Policymakers and stakeholders in Africa’s financial inclusion ecosystem have been urged to prioritize policies and regulations that will unlock the continent’s digital potential.

According to Mrs. Elsie Addo Awadzi, Second Deputy Governor of the Bank of Ghana (BoG), financial inclusion is of importance and needs to be integrated into the policy, regulations, and business modules of financial service providers, rather than considered a marginal issue.

The Second Deputy Governor of the Bank of Ghana (BoG) Mrs. Elsie Addo Awadzi made these remarks on the second day of the 3-day of the 3i Africa Summit 2024 held at the Accra International Conference Center, Accra, the capital city of Ghana.

Over 6,000 attendees from 95 countries are participating in the three-day summit which seeks to explore and promote active collaboration between diverse stakeholder groups in key areas to drive innovation across Africa.

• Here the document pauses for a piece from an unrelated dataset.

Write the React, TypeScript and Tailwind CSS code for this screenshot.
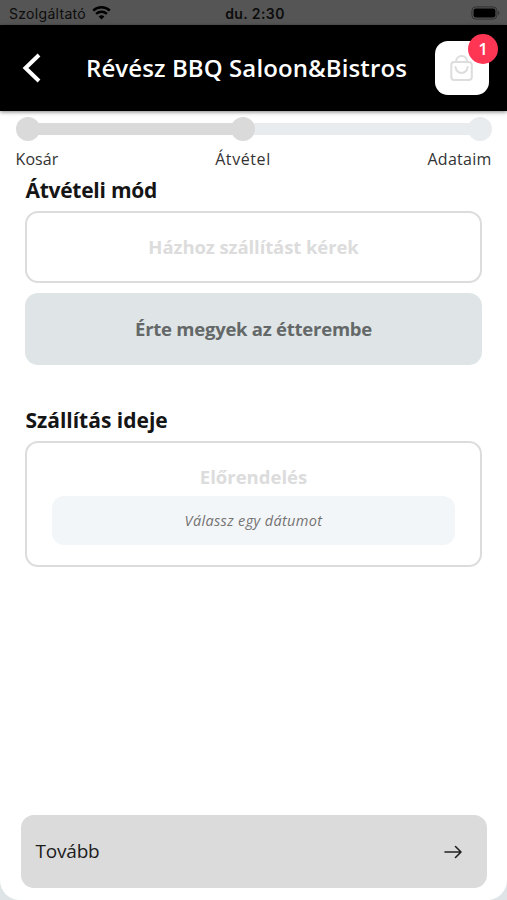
const STEPS = [
  { label: 'Kosár', cls: 'tracking-[0.1px]' },
  { label: 'Átvétel', cls: 'tracking-[0.6px]' },
  { label: 'Adataim', cls: 'tracking-[0.25px]' },
]

function StatusBar() {
  return (
    <div className="flex h-[25px] flex-shrink-0 items-center justify-between bg-[#555555] pl-[9px] pr-[6px] pt-[3px] font-['Inter',sans-serif] text-[14px] leading-none text-[#0c0c0c]">
      <div className="flex flex-1 items-center gap-[6px]">
        <span className="whitespace-nowrap tracking-[0.3px]">Szolgáltató</span>
        <svg width="19" height="14" viewBox="0 0 19 14" fill="none" stroke="#000" className="-mt-[2px]">
          <path d="M1.2 4.7a12 12 0 0 1 16.6 0" strokeWidth="2.5" />
          <path d="M4.1 7.9a7.8 7.8 0 0 1 10.8 0" strokeWidth="2.3" />
          <path d="M6.6 10.6a4.2 4.2 0 0 1 5.8 0L9.5 13.6Z" fill="#000" stroke="none" />
        </svg>
      </div>
      <span className="font-semibold tracking-[0.4px]">du. 2:30</span>
      <div className="flex flex-1 justify-end">
        <svg width="30" height="14" viewBox="0 0 30 14" className="-mt-[3px]">
          <rect x="0.9" y="0.9" width="25" height="12.2" rx="3.8" fill="none" stroke="#303030" strokeWidth="1" />
          <rect x="2.6" y="2.6" width="21.8" height="8.8" rx="2.2" fill="#000" />
          <path d="M27.2 4.8c1.6.6 1.6 3.8 0 4.4z" fill="#303030" />
        </svg>
      </div>
    </div>
  )
}

function Header() {
  return (
    <header className="relative z-10 flex h-[86px] flex-shrink-0 items-center bg-black pl-[22px] pr-[18px] text-white shadow-[0_1px_4px_rgba(0,0,0,0.5)]">
      <svg width="20" height="30" viewBox="0 0 20 30" fill="none" stroke="currentColor" strokeWidth="4">
        <path d="M17 2 3.5 15 17 28" />
      </svg>
      <h1 className="ml-[44px] flex-1 whitespace-nowrap text-[24px] font-semibold leading-8 tracking-[0.1px]">Révész BBQ Saloon&amp;Bistros</h1>
      <div className="relative flex size-[54px] items-center justify-center rounded-[13px] bg-white">
        <svg width="24" height="28" viewBox="0 0 24 28" fill="none" stroke="#dddddd" strokeWidth="2" strokeLinecap="round">
          <rect x="1.3" y="8" width="20.5" height="18" rx="3" />
          <path d="M6 8C6 4.3 8.4 2 11.6 2S17.2 4.3 17.2 8" />
          <path d="M5.5 13c.6 3.6 3 5.9 6.1 5.9s5.500-2.300 6.100-5.900" />
        </svg>
        <span className="absolute -right-[9px] -top-[7px] flex size-[30px] items-center justify-center rounded-full bg-[#ff3653] text-[17px] font-semibold">1</span>
      </div>
    </header>
  )
}

function Stepper() {
  return (
    <div className="px-[15.5px] pt-[6px]">
      <div className="flex h-6 items-center">
        <span className="size-6 rounded-full bg-[#dadada]" />
        <span className="-mx-1 h-3 w-[199px] bg-[#dadada]" />
        <span className="z-[1] size-6 rounded-full bg-[#dadada]" />
        <span className="-mx-1 h-3 flex-1 bg-[#e8ecee]" />
        <span className="size-6 rounded-full bg-[#e8ecee]" />
      </div>
      <div className="mt-[7px] flex justify-between text-[16px] leading-[22px] text-[#333]">
        {STEPS.map(s => <span key={s.label} className={s.cls}>{s.label}</span>)}
      </div>
    </div>
  )
}

export default function App() {
  return (
    <div className="h-[900px] w-[507px] overflow-hidden bg-[#dfe5e7] font-['Open_Sans','Noto_Sans',sans-serif]">
      <div className="flex h-full flex-col overflow-hidden rounded-b-[20px] bg-white">
        <StatusBar />
        <Header />
        <Stepper />

        <main className="flex-1 px-[25.4px]">
          <h2 className="mt-[6px] text-[21px] font-bold leading-[28px] tracking-[-0.25px] text-[#151515]">Átvételi mód</h2>
          <button className="mt-[7px] flex h-[72px] w-full items-center justify-center rounded-[13px] border-2 border-[#dcdcdc] text-[18.5px] font-bold tracking-[-0.1px] text-[#dcdcdc]">
            Házhoz szállítást kérek
          </button>
          <button className="mt-[10px] flex h-[72px] w-full items-center justify-center rounded-[13px] bg-[#dfe5e7] text-[18.5px] font-bold tracking-[-0.25px] text-[#646868]">
            Érte megyek az étterembe
          </button>

          <h2 className="mt-[41px] text-[21px] font-bold leading-[28px] text-[#151515]">Szállítás ideje</h2>
          <div className="mt-[7px] h-[126px] rounded-[13px] border-2 border-[#dcdcdc] px-[25px] pt-[20px] text-center">
            <p className="text-[18.5px] font-bold leading-[28px] text-[#dcdcdc]">Előrendelés</p>
            <div className="mt-[5px] flex h-[49px] items-center justify-center rounded-[12px] bg-[#f3f6f8] text-[14.5px] italic tracking-[0.35px] text-[#737373]">
              Válassz egy dátumot
            </div>
          </div>
        </main>

        <footer className="px-[20.5px] pb-[12px]">
          <button className="flex h-[73px] w-full items-center justify-between rounded-[13px] bg-[#dbdbdb] pl-[15px] pr-[24px] text-[19px] text-[#1c1c1c]">
            <span className="tracking-[-0.2px]">Tovább</span>
            <svg width="20" height="16" viewBox="0 0 20 16" fill="none" stroke="#222" strokeWidth="1.6" strokeLinecap="round" strokeLinejoin="round">
              <path d="M2 8H18M12.5 2.5 18 8 12.5 13.5" />
            </svg>
          </button>
        </footer>
      </div>
    </div>
  )
}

 To her, the African continent should develop an enabling environment that promotes long-term inclusion, consequently extending financial access to the underserved and unserved.

Empowering the underserved she explained should be a critical economic policy agenda emphasizing that the concept of financial inclusion would improve people’s livelihoods, alleviate poverty, and advance economic development on the continent.

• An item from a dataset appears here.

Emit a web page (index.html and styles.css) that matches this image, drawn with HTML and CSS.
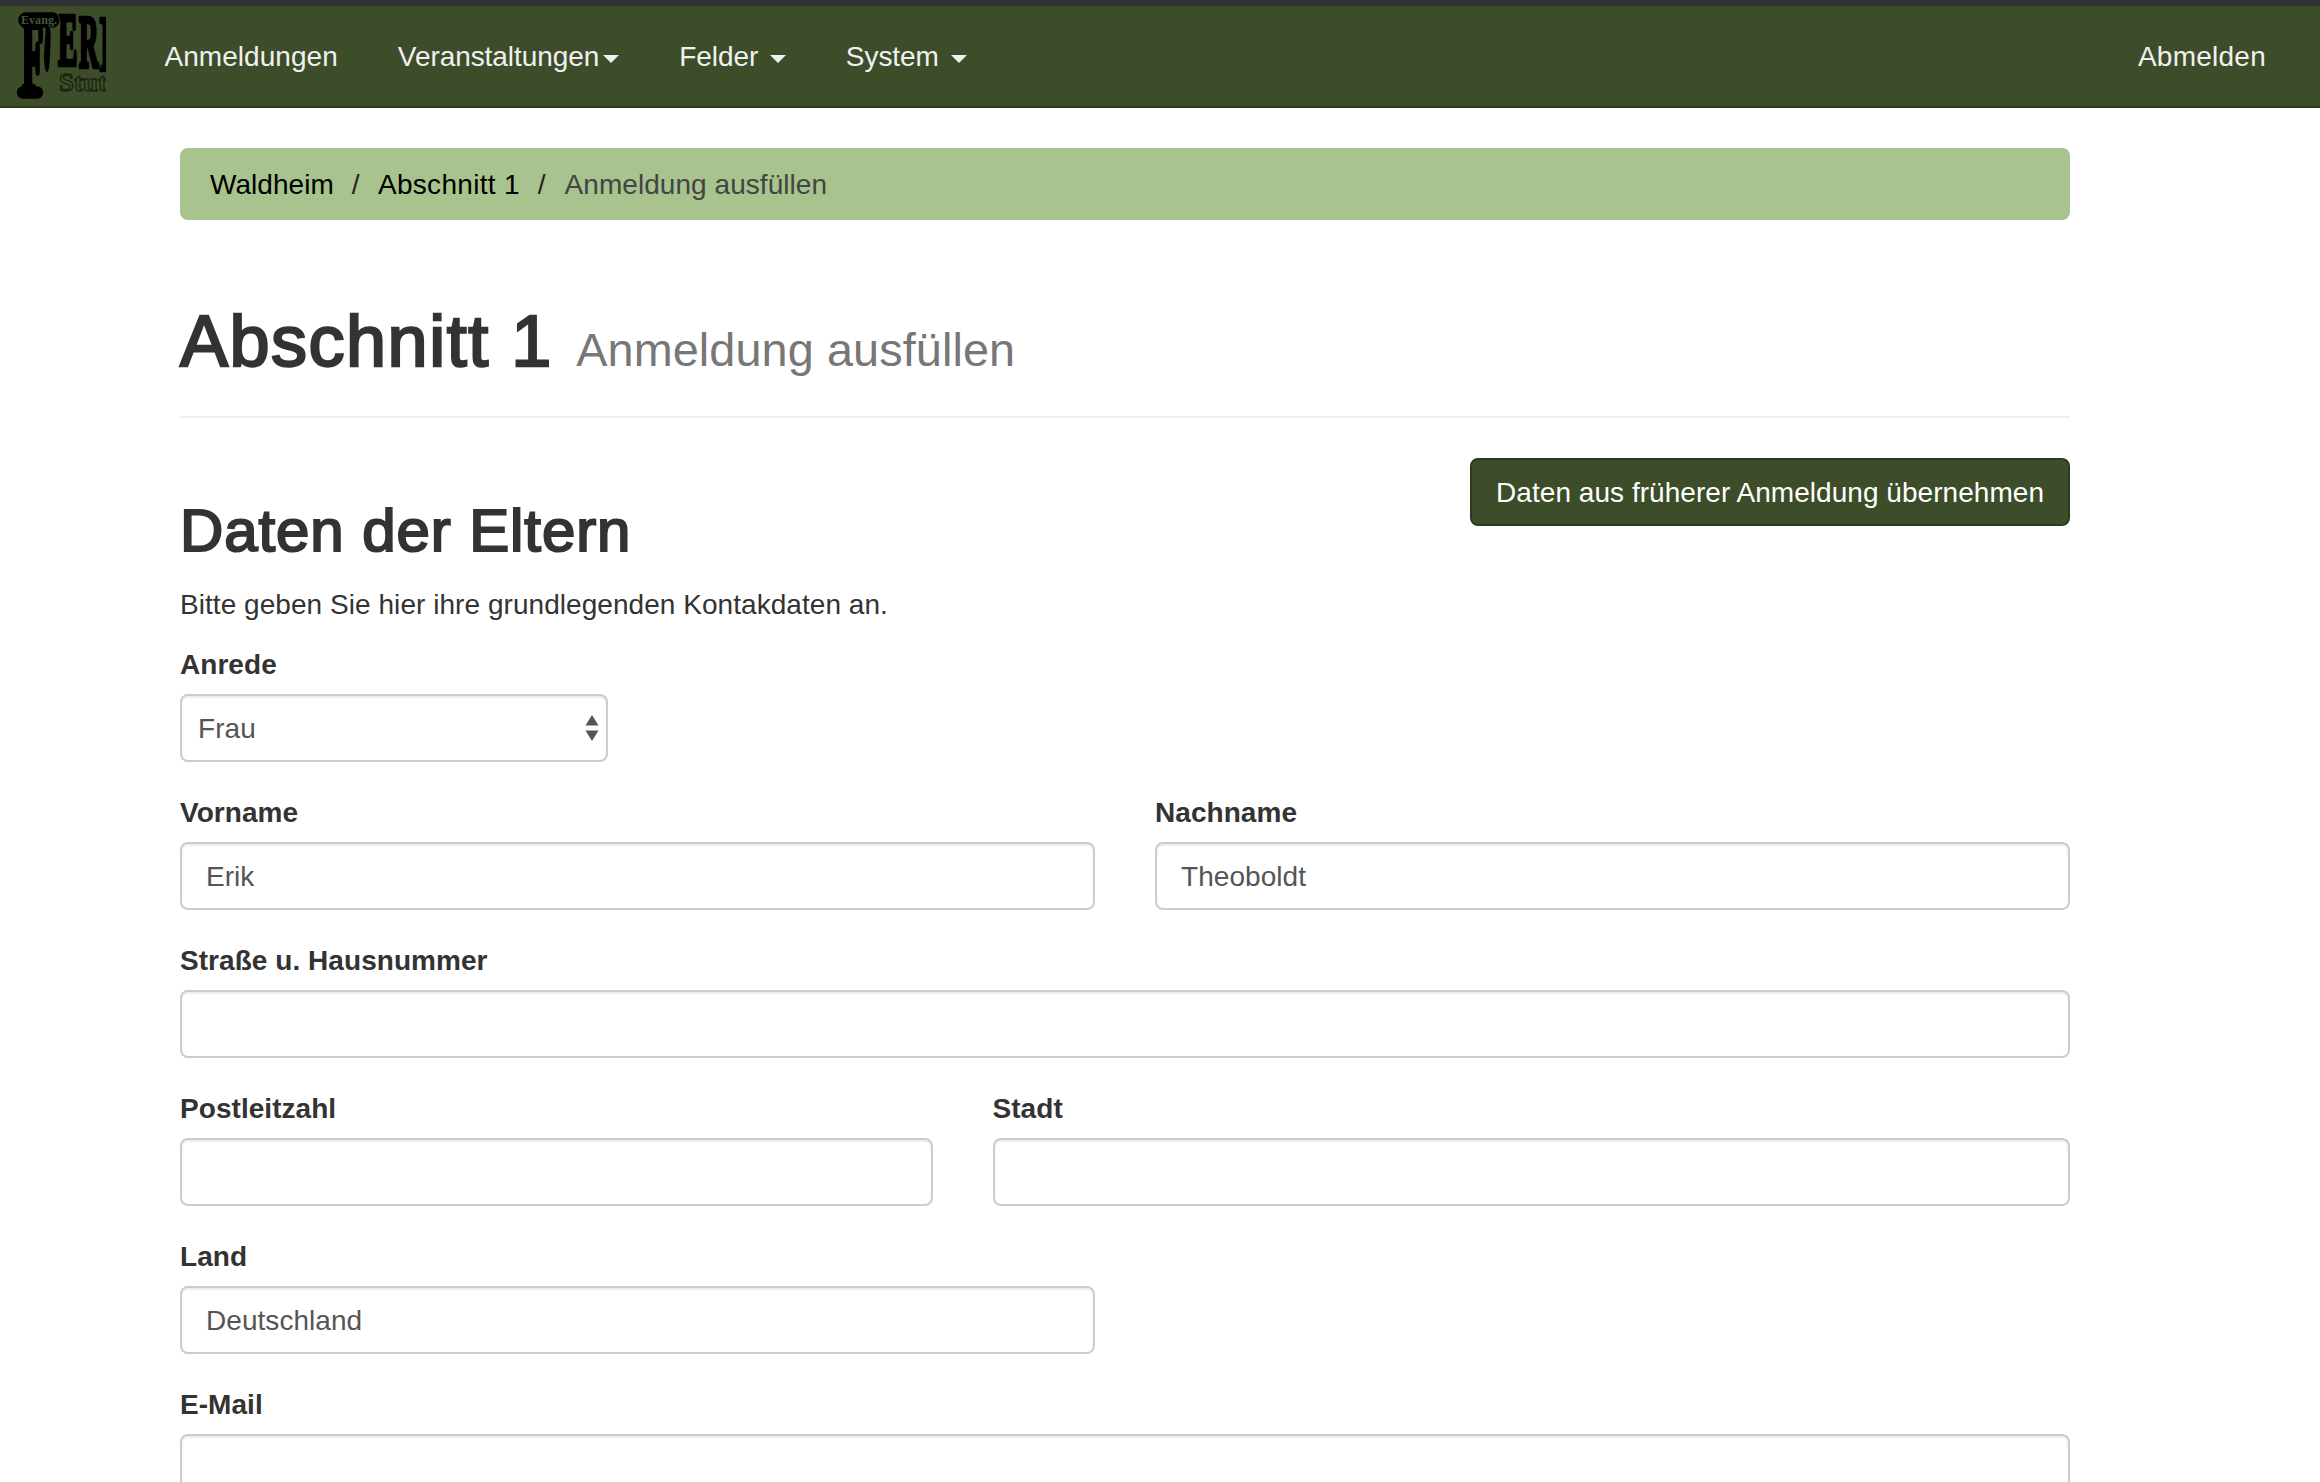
FILE: index.html
```html
<!DOCTYPE html>
<html lang="de">
<head>
<meta charset="utf-8">
<title>Anmeldung ausfüllen</title>
<link rel="stylesheet" href="styles.css">
</head>
<body>
<nav class="navbar">
  <a class="brand" href="#">
    <svg width="106" height="100" viewBox="0 6 106 100">
      <g class="logo-letters">
        <rect x="20" y="14" width="38" height="12" rx="6"/>
        <rect x="18.500" y="88" width="23" height="9" rx="4.500"/>
        <path d="M47 24q3.500 4 2.500 18-.5 26-2.500 29-2-4-2-16z" stroke-width="2"/>
        <text class="initial" transform="translate(22 93) scale(.36 1.18)" font-size="96">F</text>
        <text transform="translate(58 65) scale(.4 1)" font-size="73">E</text>
        <text transform="translate(79 67) scale(.36 1)" font-size="75">R</text>
        <text transform="translate(99 70) scale(.5 1)" font-size="78">I</text>
      </g>
      <g class="logo-seams">
        <path d="M57 13q5 8 2 19t-4 30M77 12v20l-2 10 4 22M97 15l1 24-2 12 5 17"/>
      </g>
      <text class="logo-small" x="21" y="24" textLength="36" lengthAdjust="spacingAndGlyphs">Evang.</text>
      <text class="logo-outline" x="59" y="91" textLength="48" lengthAdjust="spacingAndGlyphs">Stut</text>
    </svg>
  </a>
  <ul class="nav">
    <li><a href="#">Anmeldungen</a></li>
    <li><a href="#">Veranstaltungen<span class="caret"></span></a></li>
    <li><a href="#">Felder <span class="caret"></span></a></li>
    <li><a href="#">System <span class="caret"></span></a></li>
  </ul>
  <ul class="nav nav-right">
    <li><a href="#">Abmelden</a></li>
  </ul>
</nav>

<main class="container">
  <ol class="breadcrumb">
    <li><a href="#">Waldheim</a></li>
    <li><a href="#">Abschnitt 1</a></li>
    <li class="active">Anmeldung ausfüllen</li>
  </ol>

  <header class="page-header">
    <h1>Abschnitt 1 <small>Anmeldung ausfüllen</small></h1>
  </header>

  <div class="section-head">
    <h2>Daten der Eltern</h2>
    <button class="btn" type="button">Daten aus früherer Anmeldung übernehmen</button>
  </div>
  <p class="help">Bitte geben Sie hier ihre grundlegenden Kontakdaten an.</p>

  <form class="form">
    <div class="field span-3">
      <label for="anrede">Anrede</label>
      <div class="select">
        <select id="anrede" class="control"><option>Frau</option></select>
        <svg class="arrows" width="14" height="26" viewBox="0 0 14 26"><path d="M.5 10.500 7 0l6.500 10.500zM.5 15.500h13L7 26z"/></svg>
      </div>
    </div>
    <div class="field span-6 row-start">
      <label for="vorname">Vorname</label>
      <input id="vorname" class="control" value="Erik">
    </div>
    <div class="field span-6">
      <label for="nachname">Nachname</label>
      <input id="nachname" class="control" value="Theoboldt">
    </div>
    <div class="field span-12">
      <label for="strasse">Straße u. Hausnummer</label>
      <input id="strasse" class="control">
    </div>
    <div class="field span-5">
      <label for="plz">Postleitzahl</label>
      <input id="plz" class="control">
    </div>
    <div class="field span-7">
      <label for="stadt">Stadt</label>
      <input id="stadt" class="control">
    </div>
    <div class="field span-6">
      <label for="land">Land</label>
      <input id="land" class="control" value="Deutschland">
    </div>
    <div class="field span-12">
      <label for="email">E-Mail</label>
      <input id="email" class="control">
    </div>
  </form>
</main>
</body>
</html>
```
FILE: styles.css
```css
* { box-sizing: border-box; }

html { height: 100%; overflow: hidden; }

body {
  margin: 0;
  height: 100%;
  overflow: hidden;
  background: #fff;
  color: #333;
  font: 28px/40px "Helvetica Neue", "Liberation Sans", Arial, sans-serif;
  letter-spacing: .05px;
}

a { color: inherit; text-decoration: none; }

/* Navigation */
.navbar {
  display: flex;
  height: 108px;
  border-top: 6px solid #303437;
  border-bottom: 2px solid #2f3b20;
  background: #3d4d29;
  box-shadow: inset 0 1px #384626;
  color: #f0f0f0;
}
.brand { width: 134.5px; }
.brand svg { display: block; overflow: hidden; }
.logo-letters {
  fill: #000;
  stroke: #000;
  stroke-width: 3.5;
  stroke-linejoin: round;
  font-family: "Liberation Serif", serif;
  font-weight: bold;
}
.logo-letters text { vector-effect: non-scaling-stroke; }
.logo-letters .initial { stroke-width: 7; }
.logo-seams path { fill: none; stroke: #3d4d29; stroke-width: .8; }
.logo-small { fill: #46573a; font: bold 12px "Liberation Serif", serif; }
.logo-outline {
  fill: #3d4d29;
  stroke: #1b2312;
  stroke-width: 1.3;
  font: bold 26px "Liberation Serif", serif;
}
.nav { display: flex; margin: 0; padding: 0; list-style: none; letter-spacing: -.07px; }
.nav li:first-child { letter-spacing: .05px; }
.nav a { display: block; padding: 31px 30px 29px; }
.nav-right { margin-left: auto; padding-right: 24px; }
.nav-right li:first-child { letter-spacing: .25px; }
.caret {
  display: inline-block;
  margin-left: 4px;
  vertical-align: middle;
  border-top: 8px solid;
  border-right: 8px solid transparent;
  border-left: 8px solid transparent;
}

.container { width: 1890px; margin: 40px 0 0 180px; }

.breadcrumb {
  display: flex;
  height: 72px;
  margin: 0;
  padding: 17px 30px 15px;
  border-radius: 8px;
  background: #a8c38d;
  color: #000;
  list-style: none;
}
.breadcrumb li + li::before {
  content: "/";
  padding: 0 18px;
  color: #222;
}
.breadcrumb li:nth-child(2) { letter-spacing: .3px; }
.breadcrumb .active { color: #444; }
.breadcrumb .active::before { padding-right: 19px; }

.page-header {
  height: 116px;
  margin: 82px 0 40px;
  border-bottom: 2px solid #eee;
}
h1, h2 { margin: 0; font-weight: 400; -webkit-text-stroke: 2.4px #333; }
h1 { font-size: 72px; line-height: 79px; letter-spacing: 1.5px; }
h1 small {
  margin-left: 2px;
  color: #777;
  font-size: 46.8px;
  letter-spacing: .1px;
  -webkit-text-stroke: 0;
}

.section-head { display: flex; justify-content: space-between; align-items: flex-start; }
h2 {
  padding-top: 40px;
  font-size: 60px;
  line-height: 66px;
  letter-spacing: .9px;
  -webkit-text-stroke-width: 2.1px;
}
.btn {
  height: 68px;
  padding: 1px 24px 0;
  border: 2px solid #2d3a1f;
  border-radius: 8px;
  background: #3d4d29;
  color: #fff;
  font: inherit;
  letter-spacing: .04px;
}
.help { margin: 21px 0 20px; }

/* Twelve-column form grid with 60px gutters */
.form {
  display: grid;
  grid-template-columns: repeat(12, 1fr);
  column-gap: 60px;
  row-gap: 30px;
}
.field { min-width: 0; }
.row-start { grid-column-start: 1; }
.span-3 { grid-column-end: span 3; }
.span-5 { grid-column-end: span 5; }
.span-6 { grid-column-end: span 6; }
.span-7 { grid-column-end: span 7; }
.span-12 { grid-column-end: span 12; }
label { display: block; margin-bottom: 9px; font-weight: bold; }
.field + .field label { padding-top: 1px; }
.control {
  display: block;
  width: 100%;
  height: 68px;
  padding: 1px 24px 0;
  border: 2px solid #ccc;
  border-radius: 8px;
  background: #fff;
  box-shadow: inset 0 2px 2px rgba(0, 0, 0, .075);
  color: #555;
  font: inherit;
  letter-spacing: inherit;
  appearance: none;
}
.select { position: relative; }
.select .control { padding-left: 16px; }
.arrows { position: absolute; top: 21px; right: 9px; fill: #555; }
```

In addition, the Second Deputy Governor noted that though micro, small, and medium-sized enterprises are the bedrock of Africa’s economy, they continue to lack access to substantial and cost-effective financing without equity and credit.

“It is important that as we think about how innovation can be a catalyst for inclusion. It must also be noted that innovation and investments only do not scale up inclusion, but policy and regulations promote access and transparent pricing for the underserved and unserved,” she asserted.

Adding that “African countries must have clear and coordinated policies where educational, health, agricultural, industrial, and economic initiatives all speak to financial inclusion and work together to create an enabling environment for growth”.

Mrs. Awadzi further pointed out that infrastructure was another critical component of financial inclusion, and the “key question is who does these investments in inter-IDs, interoperability, payment systems, financial literacy, credit reporting, and credit scoring programmes?

“We need partnerships between the private and public sectors to create these investments to promote access and cost-effective processes. We need to find ways of investing in coordinated databases; databases that speak to each other and allow us to understand what is going on within the ecosystem,” she added.

In Ghana, the Second Deputy Governor disclosed that the Bank of Ghana has issued a set of sustainable banking principles that require banks to operate inclusively and allow everyone in the ecosystem to think similarly about the interests of the unserved and underserved population and argue for metrics to assess impact, focusing on accounts, usage, and resilience in how economic actors handle risks.

The 3i Africa Summit 2024 aims to foster collaboration across diverse stakeholder groups to drive innovation across the continent.